We further advance the study of the notion of computational complexity for 2d CFTs based on a gate set built out of conformal symmetry transformations. Previously, it was shown that by choosing a suitable cost function, the resulting complexity functional is equivalent to geometric (group) actions on coadjoint orbits of the Virasoro group, up to a term that originates from the central extension. We show that this term can be recovered by modifying the cost function, making the equivalence exact. Moreover, we generalize our approach to Kac-Moody symmetry groups, finding again an exact equivalence between complexity functionals and geometric actions.

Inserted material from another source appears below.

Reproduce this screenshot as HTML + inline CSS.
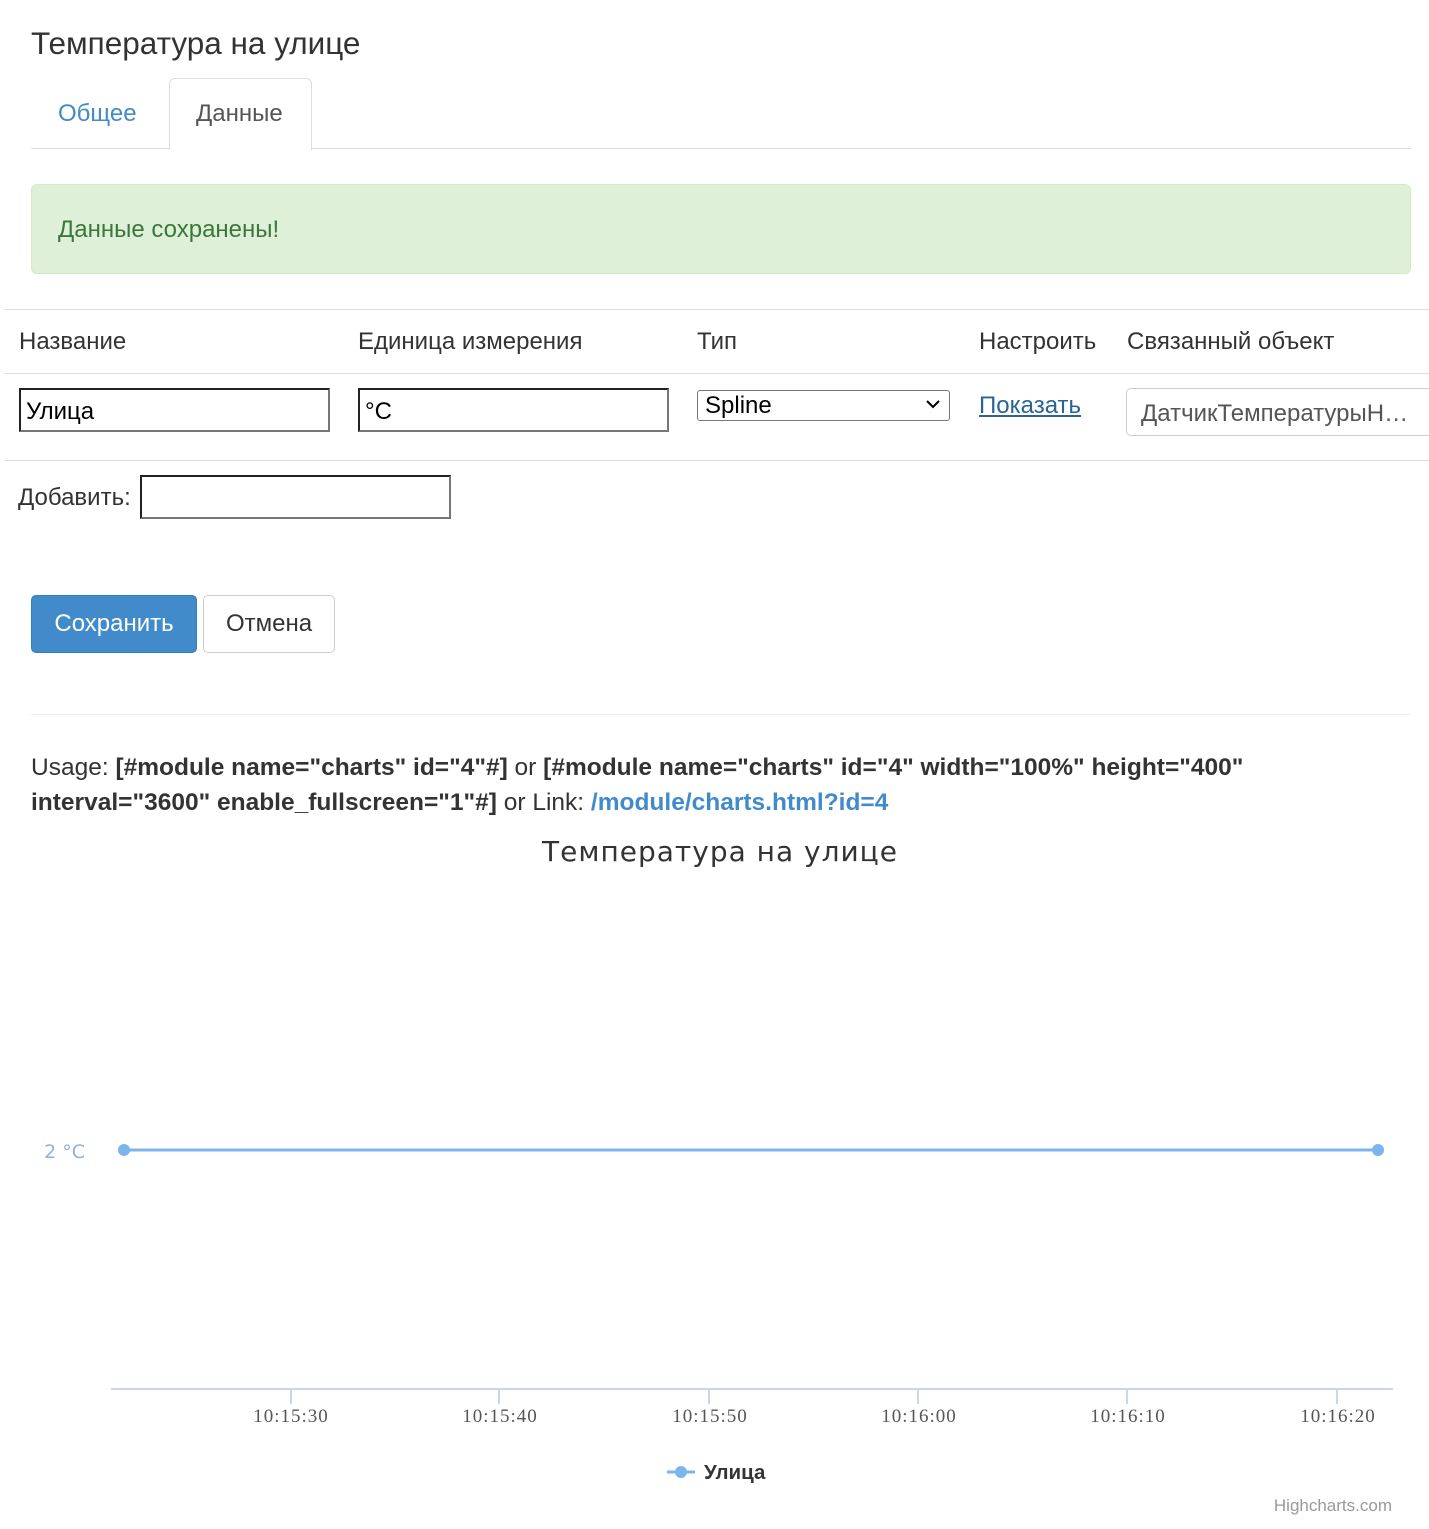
<!DOCTYPE html>
<html><head><meta charset="utf-8"><style>
body{margin:0;width:1429px;height:1529px;background:#fff;font-family:"Liberation Sans",sans-serif;color:#333;position:relative;overflow:hidden}
.a{position:absolute;white-space:nowrap}
.inp{position:absolute;box-sizing:border-box;border:2px solid #767676;border-top-color:#222;border-left-color:#222;height:44px;font-size:24px;padding:8px 5px;color:#000}
.hr{position:absolute;height:1px;background:#ddd}
</style></head><body>
<div class="a" style="left:31px;top:25px;font-size:31.5px;color:#333">Температура на улице</div>
<div class="hr" style="left:31px;top:148px;width:1380px"></div>
<div class="a" style="left:58px;top:100px;font-size:24px;color:#428bca">Общее</div>
<div class="a" style="left:169px;top:78px;width:141px;height:71px;border:1px solid #ddd;border-bottom:none;border-radius:6px 6px 0 0;background:#fff"></div>
<div class="a" style="left:196px;top:100px;font-size:24px;color:#555">Данные</div>
<div class="a" style="left:31px;top:184px;width:1378px;height:88px;background:#dff0d8;border:1px solid #d6e9c6;border-radius:6px"></div>
<div class="a" style="left:58px;top:216px;font-size:24px;color:#3c763d">Данные сохранены!</div>
<div class="hr" style="left:5px;top:309px;width:1424px"></div>
<div class="a" style="left:19px;top:328px;font-size:24px">Название</div>
<div class="a" style="left:358px;top:328px;font-size:24px">Единица измерения</div>
<div class="a" style="left:697px;top:328px;font-size:24px">Тип</div>
<div class="a" style="left:979px;top:328px;font-size:24px">Настроить</div>
<div class="a" style="left:1127px;top:328px;font-size:24px">Связанный объект</div>
<div class="hr" style="left:5px;top:373px;width:1424px"></div>
<div class="inp" style="left:19px;top:388px;width:311px">Улица</div>
<div class="inp" style="left:358px;top:388px;width:311px">°C</div>
<div class="a" style="left:697px;top:390px;width:253px;height:31px;box-sizing:border-box;border:1px solid #767676;border-radius:3px;font-size:24px;padding:1px 7px;color:#000">Spline<svg style="position:absolute;right:9px;top:9px" width="14" height="9"><path d="M1 1 L7 7 L13 1" fill="none" stroke="#000" stroke-width="2"/></svg></div>
<div class="a" style="left:979px;top:392px;font-size:24px;color:#2a6496;text-decoration:underline">Показать</div>
<div class="a" style="left:1126px;top:388px;width:320px;height:48px;box-sizing:border-box;border:1px solid #ccc;border-radius:5px;font-size:24px;padding:11px 14px;color:#555">ДатчикТемпературыН…</div>
<div class="hr" style="left:5px;top:460px;width:1424px"></div>
<div class="a" style="left:18px;top:484px;font-size:24px">Добавить:</div>
<div class="inp" style="left:140px;top:475px;width:311px"></div>
<div class="a" style="left:31px;top:595px;width:166px;height:58px;background:#428bca;border:1px solid #357ebd;border-radius:5px;box-sizing:border-box;color:#fff;font-size:24px;text-align:center;line-height:56px">Сохранить</div>
<div class="a" style="left:203px;top:595px;width:132px;height:58px;background:#fff;border:1px solid #ccc;border-radius:5px;box-sizing:border-box;color:#333;font-size:24px;text-align:center;line-height:56px">Отмена</div>
<div class="hr" style="left:31px;top:714px;width:1380px;background:#eee"></div>
<div class="a" style="left:31px;top:750px;font-size:24.5px;line-height:35px">Usage: <b>[#module name="charts" id="4"#]</b> or <b>[#module name="charts" id="4" width="100%" height="400"</b><br><b>interval="3600" enable_fullscreen="1"#]</b> or Link: <b style="color:#428bca">/module/charts.html?id=4</b></div>
<svg class="a" style="left:0;top:820px" width="1429" height="709" font-family="DejaVu Sans,sans-serif">
<text x="720" y="41" text-anchor="middle" font-size="28" fill="#333" letter-spacing="1">Температура на улице</text>
<text x="85" y="338" text-anchor="end" font-size="19" fill="#8fb1dc">2 °C</text>
<line x1="124" y1="330" x2="1378" y2="330" stroke="#7cb5ec" stroke-width="3"/>
<circle cx="124" cy="330" r="6" fill="#7cb5ec"/><circle cx="1378" cy="330" r="6" fill="#7cb5ec"/>
<line x1="111" y1="569" x2="1393" y2="569" stroke="#ccd6eb" stroke-width="2"/>
<g stroke="#ccd6eb" stroke-width="2"><line x1="291" y1="569" x2="291" y2="584"/><line x1="499" y1="569" x2="499" y2="584"/><line x1="709" y1="569" x2="709" y2="584"/><line x1="918" y1="569" x2="918" y2="584"/><line x1="1127" y1="569" x2="1127" y2="584"/><line x1="1337" y1="569" x2="1337" y2="584"/></g>
<g font-size="19" fill="#555" text-anchor="middle" font-family="Liberation Serif,serif" letter-spacing="1"><text x="291" y="602">10:15:30</text><text x="500" y="602">10:15:40</text><text x="710" y="602">10:15:50</text><text x="919" y="602">10:16:00</text><text x="1128" y="602">10:16:10</text><text x="1338" y="602">10:16:20</text></g>
<line x1="667" y1="652" x2="695" y2="652" stroke="#7cb5ec" stroke-width="3"/><circle cx="681" cy="652" r="6" fill="#7cb5ec"/>
<text x="704" y="659" font-size="20.5" font-weight="bold" fill="#333" font-family="Liberation Sans,sans-serif">Улица</text>
<text x="1392" y="691" text-anchor="end" font-size="17" fill="#999" font-family="Liberation Sans,sans-serif">Highcharts.com</text>
</svg>
</body></html>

We then determine the optimal circuits for these complexity measures and calculate the corresponding costs for several examples of optimal transformations. In the Virasoro case, we find that for all choices of reference state except for the vacuum state, the complexity only measures the cost associated to phase changes, while assigning zero cost to the non-phase changing part of the transformation. For Kac-Moody groups in contrast, there do exist non-trivial optimal transformations beyond phase changes that contribute to the complexity, yielding a finite gauge invariant result. Furthermore, we also show that the alternative complexity proposal of path integral optimization is equivalent to the Virasoro proposal studied here. Finally, we sketch a new proposal for a complexity definition for the Virasoro group that measures the cost associated to non-trivial transformations beyond phase changes. This proposal is based on a cost function given by a metric on the Lie group of conformal transformations. The minimization of the corresponding complexity functional is achieved using the Euler-Arnold method yielding the Korteweg-de Vries equation as equation of motion.